The case was brought by four former criminal defendants in the Southern District of California, who objected to that district court's policy allowing the U.S. Marshals to put criminal defendants in "full restraints" (i.e. handcuffs chained to shackles) without individualized consideration of whether the defendants pose a threat. The District Court rejected their challenge and the plaintiffs appealed, but by the time the Ninth Circuit heard the case, the defendants' criminal cases were all over, so they were no longer subject to the shackling policy. Undeterred, the Ninth Circuit invoked the exception to the mootness doctrine from wrongs capable of repetition but evading review. Although that exception had previously applied only in the class-action context, the Ninth Circuit reasoned that the plaintiffs' challenge was "a functional class action" involving "class-like claims" and seeking "class-like relief." The Ninth Circuit proceeded to address the merits and hold the shackling policy unconstitutional.
Whoa there, said the Court in a unanimous opinion authored by the Chief.
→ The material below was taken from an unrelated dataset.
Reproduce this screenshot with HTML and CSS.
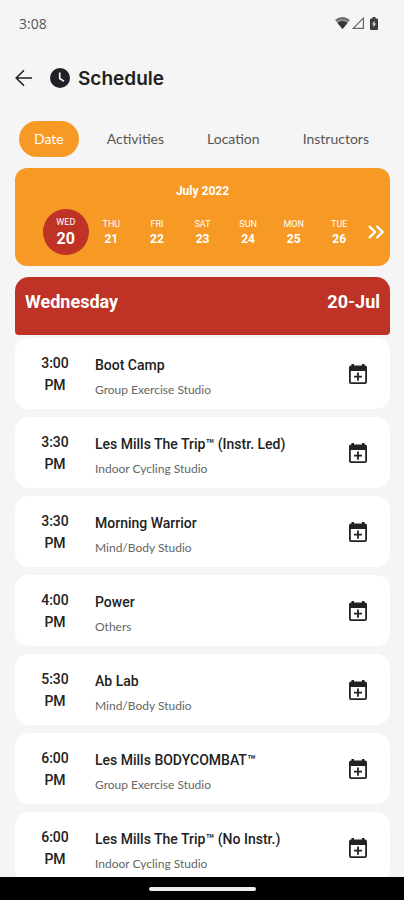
FILE: index.html
```html
<!DOCTYPE html>
<html lang="en">
<head>
<meta charset="utf-8">
<meta name="viewport" content="width=device-width, initial-scale=1">
<title>Schedule</title>
<link rel="stylesheet" href="styles.css">
</head>
<body>
<svg width="0" height="0" class="sprite" aria-hidden="true">
  <symbol id="add-event" viewBox="0 0 18 20">
    <path fill="currentColor" fill-rule="evenodd" d="M2.500 0h2.500v1.500h8V0h2.500v1.500H16a2 2 0 0 1 2 2V18a2 2 0 0 1-2 2H2a2 2 0 0 1-2-2V3.500a2 2 0 0 1 2-2h.500zM1.800 7v11.200h14.400V7zM8.100 8.500h1.800v3.200H13v1.800H9.900v3.200H8.100v-3.200H5v-1.800h3.100z"/>
  </symbol>
</svg>
<div class="status">
  <span>3:08</span>
  <span class="status-icons">
    <svg width="15" height="12" viewBox="0 0 15 12"><path d="M7.500 12 0 3C4-1 11-1 15 3z" fill="#8b8b8b"/><path d="M7.500 12 2.500 6c2.500-2.500 7.500-2.500 10 0z" fill="#333"/><path d="M1.500 3.500c3.500-3 8.500-3 12 0" fill="none" stroke="#555"/></svg>
    <svg width="12" height="12" viewBox="0 0 12 12"><path d="M1.200 11.400 11.400 1.200v10.200z" fill="none" stroke="#666" stroke-width="1.200"/></svg>
    <svg class="battery" width="8" height="13" viewBox="0 0 8 13"><path d="M2.500 0h3v1.500H7a1 1 0 0 1 1 1V12a1 1 0 0 1-1 1H1a1 1 0 0 1-1-1V2.500a1 1 0 0 1 1-1h1.500z" fill="#3d3d3d"/><path d="M4.500 3.500v3H6l-2.500 4v-3H2z" fill="#ddd"/></svg>
  </span>
</div>
<header class="header">
  <button class="back" aria-label="Back"><svg width="18" height="18" viewBox="0 0 18 18" fill="none" stroke="#222" stroke-width="1.600"><path d="M17 9H1.500M9 1.200 1.200 9 9 16.800"/></svg></button>
  <svg width="20" height="20" viewBox="0 0 20 20"><circle cx="10" cy="10" r="10" fill="#202124"/><path d="M9.700 4.500v6l4.300 2.800" fill="none" stroke="#f5f5f5" stroke-width="1.700"/></svg>
  <h1>Schedule</h1>
</header>
<nav class="tabs">
  <button class="tab active">Date</button>
  <button class="tab">Activities</button>
  <button class="tab">Location</button>
  <button class="tab">Instructors</button>
</nav>
<section class="calendar">
  <h2>July 2022</h2>
  <div class="week">
    <button class="day selected"><span>WED</span><b>20</b></button>
    <button class="day"><span>THU</span><b>21</b></button>
    <button class="day"><span>FRI</span><b>22</b></button>
    <button class="day"><span>SAT</span><b>23</b></button>
    <button class="day"><span>SUN</span><b>24</b></button>
    <button class="day"><span>MON</span><b>25</b></button>
    <button class="day"><span>TUE</span><b>26</b></button>
    <button class="next" aria-label="Next week"><svg width="16" height="14" viewBox="0 0 16 14" fill="none" stroke="#fff" stroke-width="2.400"><path d="m1 1 6 6-6 6M8.500 1l6 6-6 6"/></svg></button>
  </div>
</section>
<div class="banner"><h2>Wednesday</h2><span>20-Jul</span></div>
<main class="list">
  <article class="card"><time>3:00<br>PM</time><div class="info"><h3>Boot Camp</h3><p>Group Exercise Studio</p></div><button class="add" aria-label="Add to calendar"><svg width="18" height="20"><use href="#add-event"/></svg></button></article>
  <article class="card"><time>3:30<br>PM</time><div class="info"><h3>Les Mills The Trip™ (Instr. Led)</h3><p>Indoor Cycling Studio</p></div><button class="add" aria-label="Add to calendar"><svg width="18" height="20"><use href="#add-event"/></svg></button></article>
  <article class="card"><time>3:30<br>PM</time><div class="info"><h3>Morning Warrior</h3><p>Mind/Body Studio</p></div><button class="add" aria-label="Add to calendar"><svg width="18" height="20"><use href="#add-event"/></svg></button></article>
  <article class="card"><time>4:00<br>PM</time><div class="info"><h3>Power</h3><p>Others</p></div><button class="add" aria-label="Add to calendar"><svg width="18" height="20"><use href="#add-event"/></svg></button></article>
  <article class="card"><time>5:30<br>PM</time><div class="info"><h3>Ab Lab</h3><p>Mind/Body Studio</p></div><button class="add" aria-label="Add to calendar"><svg width="18" height="20"><use href="#add-event"/></svg></button></article>
  <article class="card"><time>6:00<br>PM</time><div class="info"><h3>Les Mills BODYCOMBAT™</h3><p>Group Exercise Studio</p></div><button class="add" aria-label="Add to calendar"><svg width="18" height="20"><use href="#add-event"/></svg></button></article>
  <article class="card"><time>6:00<br>PM</time><div class="info"><h3>Les Mills The Trip™ (No Instr.)</h3><p>Indoor Cycling Studio</p></div><button class="add" aria-label="Add to calendar"><svg width="18" height="20"><use href="#add-event"/></svg></button></article>
</main>
<footer class="system-bar"><span class="handle"></span></footer>
</body>
</html>
```
FILE: styles.css
```css
* { box-sizing: border-box; }
body {
  margin: 0;
  height: 100vh;
  display: flex;
  flex-direction: column;
  background: #f5f5f5;
  color: #222;
  font-family: Roboto, sans-serif;
}
body > * { flex-shrink: 0; }
h1, h2, h3, p { margin: 0; }
button {
  border: 0;
  padding: 0;
  background: none;
  color: inherit;
  font: inherit;
  cursor: pointer;
}
svg { display: block; }
.sprite { position: absolute; }
.status {
  display: flex;
  justify-content: space-between;
  align-items: center;
  height: 46px;
  padding: 0 26px 0 19px;
  font: 14px "Open Sans", sans-serif;
  color: #555;
}
.status-icons { display: flex; align-items: center; gap: 2px; }
.battery { margin-left: 4px; }
.header {
  display: flex;
  align-items: center;
  height: 64px;
  padding: 0 15px;
}
.back { margin-right: 17px; }
h1 {
  margin-left: 8px;
  font: 600 19px Inter, sans-serif;
}
.tabs {
  display: flex;
  justify-content: space-between;
  margin: 11px 20px 11px 19px;
  font: 14px/36px Lato, sans-serif;
  color: #555;
}
.tab {
  height: 36px;
  padding: 0 15px;
  border-radius: 18px;
}
.tab.active {
  background: #f79a25;
  color: #fff;
}
.calendar {
  height: 98px;
  margin: 0 14px 0 15px;
  border-radius: 12px;
  padding-top: 16px;
  background: #f79a25;
  color: #fff;
}
.calendar h2 {
  font-size: 12px;
  line-height: 14px;
  text-align: center;
}
.week {
  display: flex;
  align-items: center;
  margin-top: 11px;
  padding: 0 6px 0 28px;
}
.day {
  flex: 1;
  height: 46px;
  display: flex;
  flex-direction: column;
  align-items: center;
  justify-content: center;
  font-size: 9px;
  line-height: 13px;
}
.day b { font-size: 12px; line-height: 16px; }
.day.selected { border-radius: 50%; background: #be3325; }
.day.selected b { font-size: 16px; line-height: 20px; }
.next { margin-left: 6px; }
.banner {
  display: flex;
  justify-content: space-between;
  height: 58px;
  margin: 11px 14px 3px 15px;
  padding: 14px 10px 0;
  border-radius: 14px 14px 4px 4px;
  background: #be3325;
  color: #fff;
  font-size: 18px;
  font-weight: 700;
  line-height: 22px;
}
.banner h2 { font-size: inherit; }
.list {
  flex: 1 1 0;
  min-height: 0;
  display: flex;
  flex-direction: column;
  gap: 8px;
  padding: 0 14px 0 15px;
  overflow-y: auto;
  scrollbar-width: none;
}
.card {
  flex: none;
  display: flex;
  align-items: center;
  min-height: 71px;
  padding: 0 23px 0 16px;
  border-radius: 14px;
  background: #fff;
}
time {
  width: 48px;
  font-size: 14px;
  font-weight: 500;
  line-height: 22px;
  text-align: center;
}
.info { flex: 1; margin-left: 16px; padding-top: 6px; }
h3 {
  font-size: 14px;
  font-weight: 500;
  line-height: 26px;
}
.info p {
  font: 12px/24px Lato, sans-serif;
  color: #666;
}
.system-bar {
  display: flex;
  justify-content: center;
  align-items: center;
  height: 23px;
  background: #000;
}
.handle {
  width: 107px;
  height: 4px;
  border-radius: 2px;
  background: #eee;
}
```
There's no freestanding mootness exception for "class-like claims." Either a case is a class action under Rule 23 or it isn't, and the "mere presence of allegations that might, if resolved in respondents' favor, benefit other similarly situated individuals cannot save respondents' suit from mootness once their individual claims have dissipated." The Court also rejected the challengers argument that their claims weren't actually moot since they, themselves, might well end up in shackles again. Unlike in other cases where parties were unable, "for reasons beyond their control, to prevent themselves from transgressing and avoid recurrence of the challenged conduct," there was no "reasonable expectation" that these respondents would engage in criminal conduct and be subjected to the policy again.
That does it for last week's decisions, but you'll be hearing from us again soon as we set to work on this morning's twin bill.